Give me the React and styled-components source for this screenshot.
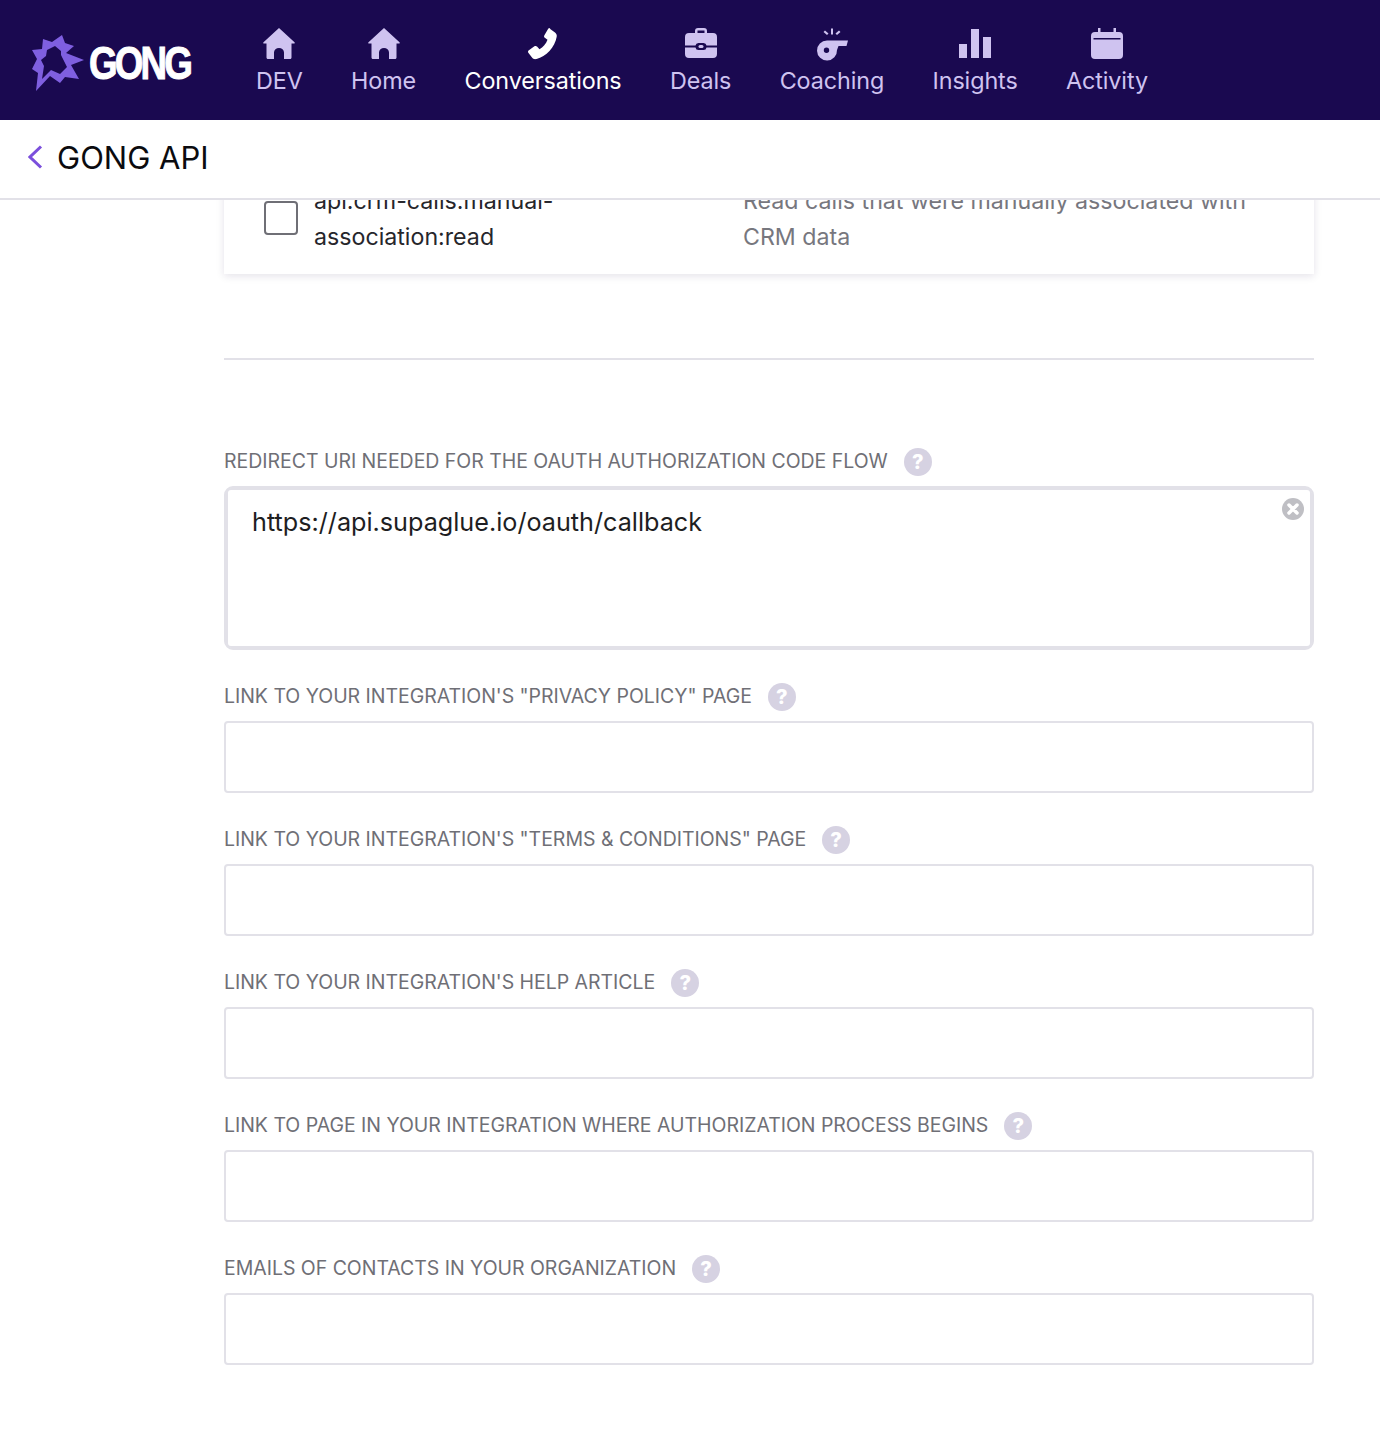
import React from 'react';
import styled, { createGlobalStyle } from 'styled-components';

const GlobalStyle = createGlobalStyle`
	html, body {
		margin: 0;
		padding: 0;
		background: #ffffff;
	}
	* {
		box-sizing: border-box;
	}
	body {
		font-family: Inter, "Noto Sans", sans-serif;
	}
`;

const Page = styled.div`
	height: 1444px;
	display: flex;
	flex-direction: column;
	overflow: hidden;
`;

const Nav = styled.nav`
	height: 120px;
	flex: none;
	background: #1a0950;
	display: flex;
	align-items: flex-start;
	padding-left: 32px;
`;

const Logo = styled.div`
	width: 224px;
	height: 120px;
	flex: none;
	display: flex;
	align-items: flex-start;
	padding-top: 35px;
`;

const LogoMark = styled.svg`
	flex: none;
	width: 52px;
	height: 56px;
`;

const LogoWord = styled.span`
	font-family: "Liberation Sans", sans-serif;
	font-weight: 700;
	font-size: 46px;
	line-height: 56px;
	letter-spacing: -3.6px;
	color: #ffffff;
	margin-left: 5px;
	-webkit-text-stroke: 1px #ffffff;
	transform: scaleX(0.8);
	transform-origin: left center;
`;

const NavItems = styled.div`
	display: flex;
	gap: 48.4px;
`;

const NavItem = styled.a`
	display: flex;
	flex-direction: column;
	align-items: center;
	padding-top: 27px;
	font-size: 23.35px;
	line-height: 30px;
	letter-spacing: -0.1px;
	color: ${(p) => (p.$active ? '#ffffff' : '#cfc3f0')};

	svg {
		display: block;
		width: 34px;
		height: 34px;
		margin-bottom: 5px;
		fill: currentColor;
	}
`;

const SubHeader = styled.header`
	height: 80px;
	flex: none;
	display: flex;
	align-items: center;
	gap: 14px;
	padding: 0 0 2px 28px;
	border-bottom: 2px solid #e2e1e8;
`;

const BackIcon = styled.svg`
	width: 15px;
	height: 24px;
	margin-top: -2px;
	fill: none;
	stroke: #7b4fdc;
	stroke-width: 3;
`;

const PageTitle = styled.h1`
	margin: 0;
	font-size: 31px;
	line-height: 40px;
	font-weight: 400;
	color: #0b0b0f;
`;

const Scroller = styled.main`
	flex: 1;
	overflow: hidden;
	padding: 0 66px 0 224px;
`;

const ScopeCard = styled.div`
	margin-top: -21px;
	height: 95px;
	background: #ffffff;
	box-shadow: 0 2px 8px rgba(30, 20, 70, 0.12);
	display: flex;
	padding: 4px 0 0 40px;
	font-size: 23.2px;
	line-height: 36px;
`;

const Checkbox = styled.span`
	width: 34px;
	height: 34px;
	flex: none;
	margin-top: 18px;
	border: 2px solid #6f6f76;
	border-radius: 4px;
	margin-right: 16px;
`;

const ScopeName = styled.div`
	width: 429px;
	flex: none;
	color: #26262b;
	padding-right: 130px;
`;

const ScopeDescription = styled.div`
	width: 530px;
	color: #77777e;
`;

const Divider = styled.hr`
	margin: 84px 0 87px;
	border: 0;
	border-top: 2px solid #e2e1e8;
`;

const Field = styled.div`
	margin-bottom: 32px;
`;

const LabelRow = styled.div`
	display: flex;
	align-items: center;
	gap: 16px;
	height: 28px;
	margin-bottom: 11px;
`;

const Label = styled.label`
	font-size: 19.5px;
	line-height: 28px;
	letter-spacing: -0.03px;
	color: #6f6f76;
`;

const HelpIcon = styled.span`
	width: 28px;
	height: 28px;
	flex: none;
	margin-top: 2px;
	border-radius: 50%;
	background: #d6d2e2;
	color: #ffffff;
	font-size: 20px;
	font-weight: 800;
	line-height: 28px;
	text-align: center;
`;

const TextInput = styled.div`
	height: 72px;
	border: 2px solid #e2e1e8;
	border-radius: 4px;
`;

const TextAreaBox = styled.div`
	position: relative;
	height: 164px;
	border: 2px solid #e2e1e8;
	border-radius: 9px;
`;

const TextAreaInner = styled.div`
	height: 100%;
	border: 2px solid #e2e1e8;
	border-radius: 5px;
	padding: 14px 24px;
	font-size: 25.2px;
	line-height: 36px;
	color: #1e1e22;
`;

const ClearIcon = styled.svg`
	position: absolute;
	top: 9px;
	right: 7px;
	width: 24px;
	height: 24px;
`;

const HouseIcon = () => (
	<svg viewBox="0 0 34 34">
		<path d="M17 1 1.500 15.200c-.6.6-.3 1.300.5 1.300H4.500V30.500c0 .8.500 1.500 1.500 1.500H12V25.500a5 4.500 0 0 1 10 0V32h6c1 0 1.500-.7 1.500-1.500V16.500H32c.8 0 1.100-.7.5-1.300z" />
	</svg>
);

const PhoneIcon = () => (
	<svg viewBox="0 0 34 34">
		<path d="M23.500 1.500 29 5.500c1.500 1.100 2 2.600 1.700 4.300C29 20 20 30 10.500 32c-2 .4-3.500-.1-4.500-1.500L2.500 26c-.8-1-.6-2 .4-2.700l5.500-4c.9-.6 1.800-.5 2.600.3l2.500 2.600c3.500-2 6.500-5.500 8-9.500l-2.700-2c-.9-.7-1-1.600-.4-2.500l3.800-6.400c.6-1 1.500-1.100 2.300-.3z" />
	</svg>
);

const BriefcaseIcon = () => (
	<svg viewBox="0 0 34 34">
		<path
			fillRule="evenodd"
			d="M11 6V4a3 3 0 0 1 3-3h6a3 3 0 0 1 3 3v2h6a4 4 0 0 1 4 4v8.500H22.500a3 3 0 0 0-3-2.500h-5a3 3 0 0 0-3 2.500H1V10a4 4 0 0 1 4-4zm2.500 0h7V3.500h-7z"
		/>
		<path d="M1 20.500h10.500a3 3 0 0 0 3 2.500h5a3 3 0 0 0 3-2.500H33V27a4 4 0 0 1-4 4H5a4 4 0 0 1-4-4z" />
		<rect x="14.500" y="18" width="5" height="3" rx="1.500" />
	</svg>
);

const WhistleIcon = () => (
	<svg viewBox="0 0 34 34">
		<path
			fillRule="evenodd"
			d="M12 13.500H33L31.500 19H23.500L22 23a10 10 0 1 1-10-9.500zM11.500 20.500a2.700 2.700 0 1 0 0 5.400 2.700 2.700 0 0 0 0-5.400z"
		/>
		<path d="M16 1.500h2V7.500h-2zM8.500 5 10 3.500 13.500 6.500 12 8zM25.500 5 24 3.500 20.500 6.500 22 8z" />
	</svg>
);

const BarsIcon = () => (
	<svg viewBox="0 0 34 34">
		<path d="M1 17h8v14H1zM13 2h8v29h-8zM25 10h8v21h-8z" />
	</svg>
);

const CalendarIcon = () => (
	<svg viewBox="0 0 34 34">
		<path
			fillRule="evenodd"
			d="M8 1h2.500v4h13V1H26v4h3a4 4 0 0 1 4 4v19a4 4 0 0 1-4 4H5a4 4 0 0 1-4-4V9a4 4 0 0 1 4-4h3zM3.500 11v1.500h27V11z"
		/>
	</svg>
);

const NAV_ITEMS = [
	{ label: 'DEV', icon: <HouseIcon /> },
	{ label: 'Home', icon: <HouseIcon /> },
	{ label: 'Conversations', icon: <PhoneIcon />, active: true },
	{ label: 'Deals', icon: <BriefcaseIcon /> },
	{ label: 'Coaching', icon: <WhistleIcon /> },
	{ label: 'Insights', icon: <BarsIcon /> },
	{ label: 'Activity', icon: <CalendarIcon /> },
];

const LINK_FIELDS = [
	'LINK TO YOUR INTEGRATION\'S "PRIVACY POLICY" PAGE',
	'LINK TO YOUR INTEGRATION\'S "TERMS & CONDITIONS" PAGE',
	"LINK TO YOUR INTEGRATION'S HELP ARTICLE",
	'LINK TO PAGE IN YOUR INTEGRATION WHERE AUTHORIZATION PROCESS BEGINS',
	'EMAILS OF CONTACTS IN YOUR ORGANIZATION',
];

const App = () => {
	return (
		<Page>
			<GlobalStyle />
			<Nav>
				<Logo>
					<LogoMark viewBox="0 0 52 56">
						<path
							d="M11 4 20 7 30 0 33 8 42 11 34 18 52 25 39 30 47 44 33 42 28 48 18 41 4 56 6 38 0 34 5 24 0 15 10 14zM23 11 15 15 14 21 9 25 12 31 10 44 19 35 28 39 35 32 29 20 29 16z"
							fill="#7f5fe0"
							fillRule="evenodd"
						/>
					</LogoMark>
					<LogoWord>GONG</LogoWord>
				</Logo>
				<NavItems>
					{NAV_ITEMS.map((item) => (
						<NavItem key={item.label} $active={item.active}>
							{item.icon}
							{item.label}
						</NavItem>
					))}
				</NavItems>
			</Nav>
			<SubHeader>
				<BackIcon viewBox="0 0 15 24">
					<path d="M13 1.500 2 12l11 10.500" />
				</BackIcon>
				<PageTitle>GONG API</PageTitle>
			</SubHeader>
			<Scroller>
				<ScopeCard>
					<Checkbox />
					<ScopeName>api.crm-calls.manual-association:read</ScopeName>
					<ScopeDescription>
						Read calls that were manually associated with CRM data
					</ScopeDescription>
				</ScopeCard>
				<Divider />
				<Field>
					<LabelRow>
						<Label>REDIRECT URI NEEDED FOR THE OAUTH AUTHORIZATION CODE FLOW</Label>
						<HelpIcon>?</HelpIcon>
					</LabelRow>
					<TextAreaBox>
						<TextAreaInner>https://api.supaglue.io/oauth/callback</TextAreaInner>
						<ClearIcon viewBox="0 0 24 24">
							<circle cx="12" cy="12" r="11" fill="#bfbfc4" />
							<path d="M8 8l8 8M16 8l-8 8" stroke="#ffffff" strokeWidth="3.500" strokeLinecap="round" />
						</ClearIcon>
					</TextAreaBox>
				</Field>
				{LINK_FIELDS.map((label) => (
					<Field key={label}>
						<LabelRow>
							<Label>{label}</Label>
							<HelpIcon>?</HelpIcon>
						</LabelRow>
						<TextInput />
					</Field>
				))}
			</Scroller>
		</Page>
	);
};

export default App;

**TASK TO CARRY OUT**
Skip every picture and return the lines above from the top through the one that contains "(p.$active ? '#ffffff'".

**ANSWER BELOW**
Give me the React and styled-components source for this screenshot.
import React from 'react';
import styled, { createGlobalStyle } from 'styled-components';

const GlobalStyle = createGlobalStyle`
	html, body {
		margin: 0;
		padding: 0;
		background: #ffffff;
	}
	* {
		box-sizing: border-box;
	}
	body {
		font-family: Inter, "Noto Sans", sans-serif;
	}
`;

const Page = styled.div`
	height: 1444px;
	display: flex;
	flex-direction: column;
	overflow: hidden;
`;

const Nav = styled.nav`
	height: 120px;
	flex: none;
	background: #1a0950;
	display: flex;
	align-items: flex-start;
	padding-left: 32px;
`;

const Logo = styled.div`
	width: 224px;
	height: 120px;
	flex: none;
	display: flex;
	align-items: flex-start;
	padding-top: 35px;
`;

const LogoMark = styled.svg`
	flex: none;
	width: 52px;
	height: 56px;
`;

const LogoWord = styled.span`
	font-family: "Liberation Sans", sans-serif;
	font-weight: 700;
	font-size: 46px;
	line-height: 56px;
	letter-spacing: -3.6px;
	color: #ffffff;
	margin-left: 5px;
	-webkit-text-stroke: 1px #ffffff;
	transform: scaleX(0.8);
	transform-origin: left center;
`;

const NavItems = styled.div`
	display: flex;
	gap: 48.4px;
`;

const NavItem = styled.a`
	display: flex;
	flex-direction: column;
	align-items: center;
	padding-top: 27px;
	font-size: 23.35px;
	line-height: 30px;
	letter-spacing: -0.1px;
	color: ${(p) => (p.$active ? '#ffffff' : '#cfc3f0')};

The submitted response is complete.